WHAT YOU SHOULD DO:
Locate each line containing the string "with" and copy it out.
· · · · · · ·
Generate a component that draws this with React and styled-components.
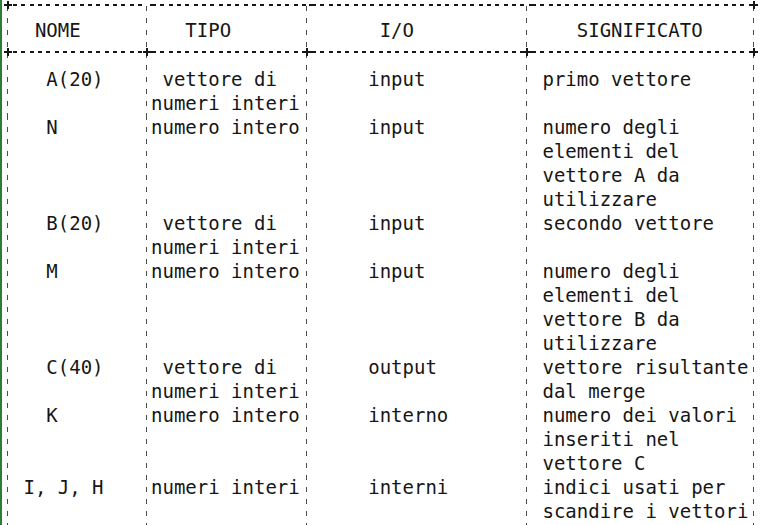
import React from 'react';
import styled, { createGlobalStyle, css } from 'styled-components';

const GlobalStyle = createGlobalStyle`
  html, body { margin: 0; padding: 0; background: #ffffff; }
  body { font-family: "DejaVu Sans Mono", "Liberation Mono", monospace; }
`;

const INK = '#161616';
const LINE = '#4a4a4a';

const vdash = `repeating-linear-gradient(to bottom, ${LINE} 0 5px, transparent 5px 12px)`;

const Page = styled.div`
  width: 765px;
  height: 525px;
  overflow: hidden;
  box-sizing: border-box;
  border-left: 2px solid #2f7d32;
  padding: 4px 0 0 5px;
`;

const Table = styled.div`
  display: grid;
  grid-template-columns: 139px 160px 220px 228px;
  grid-template-rows: 2px auto 2px repeat(6, auto) 1fr;
  height: 521px;
  font-size: 19px;
  line-height: 24px;
  color: ${INK};
`;

const crossShape = css`
  content: '';
  position: absolute;
  top: -3px;
  width: 8px;
  height: 8px;
  background:
    linear-gradient(${INK}, ${INK}) center / 100% 2px no-repeat,
    linear-gradient(${INK}, ${INK}) center / 2px 100% no-repeat;
`;

const RuleSeg = styled.div`
  position: relative;
  height: 2px;
  background: repeating-linear-gradient(to right, ${INK} 0 4px, transparent 4px 8.33px);
  background-position: 6px 0;
  ${(p) => p.$start && css`&::before { ${crossShape} left: -3px; }`}
  ${(p) => p.$end && css`&::after { ${crossShape} right: -4px; }`}
`;

const lines = css`
  background: ${vdash} left top / 1px 100% no-repeat;
  ${(p) =>
    p.$last &&
    css`
      background:
        ${vdash} left top / 1px 100% no-repeat,
        ${vdash} right top / 1px 100% no-repeat;
    `}
`;

const HeadCell = styled.div`
  padding: 11.5px 0 9.5px 5px;
  white-space: pre;
  ${lines}
`;

const BodyCell = styled.div`
  padding: ${(p) => (p.$first ? '14px' : '0')} 0 0 5px;
  white-space: pre;
  ${lines}
`;

const headers = ['  NOME', '   TIPO', '      I/O', '    SIGNIFICATO'];

const rows = [
  ['   A(20)', ' vettore di\nnumeri interi', '     input', ' primo vettore'],
  ['   N', 'numero intero', '     input', ' numero degli\n elementi del\n vettore A da\n utilizzare'],
  ['   B(20)', ' vettore di\nnumeri interi', '     input', ' secondo vettore'],
  ['   M', 'numero intero', '     input', ' numero degli\n elementi del\n vettore B da\n utilizzare'],
  ['   C(40)', ' vettore di\nnumeri interi', '     output', ' vettore risultante\n dal merge'],
  ['   K', 'numero intero', '     interno', ' numero dei valori\n inseriti nel\n vettore C'],
  [' I, J, H', 'numeri interi', '     interni', ' indici usati per\n scandire i vettori'],
];

export default function App() {
  return (
    <>
      <GlobalStyle />
      <Page>
        <Table>
          {[0, 1, 2, 3].map((i) => (
            <RuleSeg key={`t${i}`} $start={i === 0} $end={i === 3} />
          ))}
          {headers.map((h, i) => (
            <HeadCell key={`h${i}`} $last={i === 3}>
              {h}
            </HeadCell>
          ))}
          {[0, 1, 2, 3].map((i) => (
            <RuleSeg key={`m${i}`} $start $end={i === 3} />
          ))}
          {rows.map((r, ri) =>
            r.map((c, ci) => (
              <BodyCell key={`${ri}-${ci}`} $first={ri === 0} $last={ci === 3}>
                {c}
              </BodyCell>
            ))
          )}
        </Table>
      </Page>
    </>
  );
}
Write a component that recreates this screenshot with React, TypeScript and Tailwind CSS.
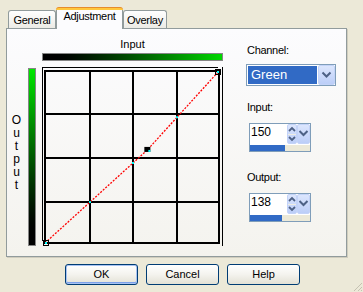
· · · · · · ·
REPLY:
Generate a component that draws this with React and styled-components.
Write a component that recreates this screenshot with React, TypeScript and Tailwind CSS.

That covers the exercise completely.